MISSOURI GIRL EATS WEEDS
Wed, 06/24/2020 - 10:27am admin
An Edible Bouquet
Ann J. Hines, PhD
This week I couldn't help but write about the beautiful flowers blooming all along the roadsides and in the fields. This time of year produces some of the most beautiful cut wildflowers. In addition to being beautiful in a vase, many are also edible. While not usually remembered for their medicinal or flavorful qualities they are, nevertheless, nutritious!
Black-eyed Susan (Rudbeckia hirta) DAISY FAMILY
While not as well-studied for its medicinal qualities like it's famous cousin, Echinacea purpurea, the roots nevertheless confer some of the same immune support, fighting colds, flu and respiratory infections. Native Americans reportedly used the root as a diuretic and as an astringent, and making a poultice for snake bites. Black-eyed Susans, or rudbeckia hirta, have several look-alike cousins in the daisy family, which are also edible.
Queen Anne's Lace
Also known as the wild carrot, it is indeed the primitive ancestor of our cultivated carrots. The roots and leaves may be eaten when young, before it flowers. The beautiful white flower head can be lightly battered and fried. The seeds are used as a seasoning or brewed as a tea. Mince the leaves to add flavor to soups and salads. Poison Hemlock also has a white, lacy flower head, but a cursory look at the foliage will easily differentiate them: hemlock has purple markings on the large, hollow stems. Queen Anne's lace has a thin, hairy stem and a distinct carrot scent.
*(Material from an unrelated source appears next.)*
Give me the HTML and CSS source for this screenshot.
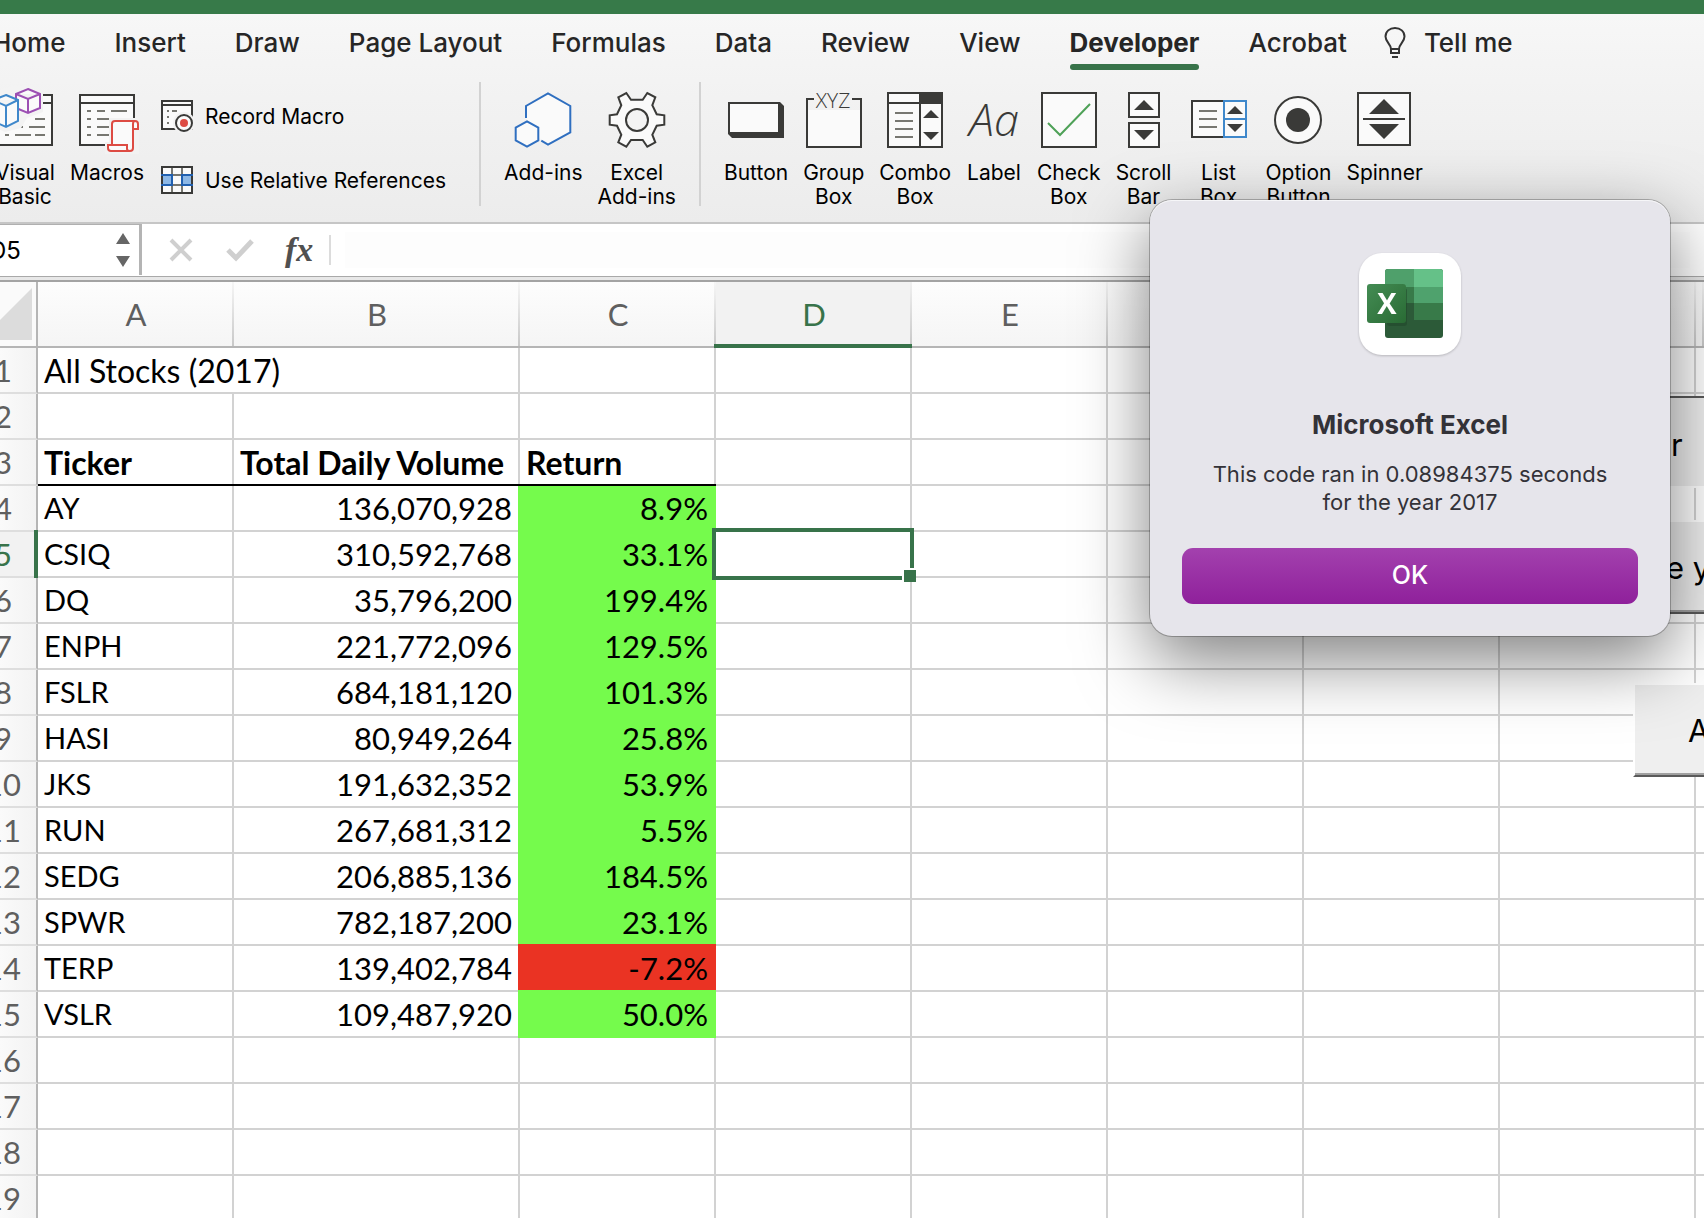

Called day lilies because each bloom lasts only one day, I see these beautiful orange lilies in ditches or decorating yards. Every part of the daylily plant is edible. The young shoots can be added to stir-fry. The shoots and flowers can be battered and fried. The tubers can be prepared like potatoes. The orange petals will add a pop of color to any salad, or they can be dried and added to soups. The blossoms are a good source of vitamin A. Many Asiatic lilies used in landscaping are poisonous, so avoid the cultivated lilies.
This common but beloved flower is also edible, with many of the nutrients common to wild plants: an abundance of vitamins A and C, chlorophyll, and antioxidants. The leaves are a delicious green. The flowers may be used to decorate a cake or dress up a salad. The flowers make a tea that can be used for respiratory complaints, coughs and asthma. In a salve, it is good for burns, wounds and bruises.
Candying flowers is beautiful way to preserve and use these flowers as edible decorations. The process generally involves painting each flower thoroughly with an egg white wash, sprinkling with caster sugar, and drying. In addition to the flowers already mentioned, you may search your yard for roses (wild and cultivated) nasturtiums, pansies, marigolds, dandelions, and borage to add to your repertoire of edible flowers!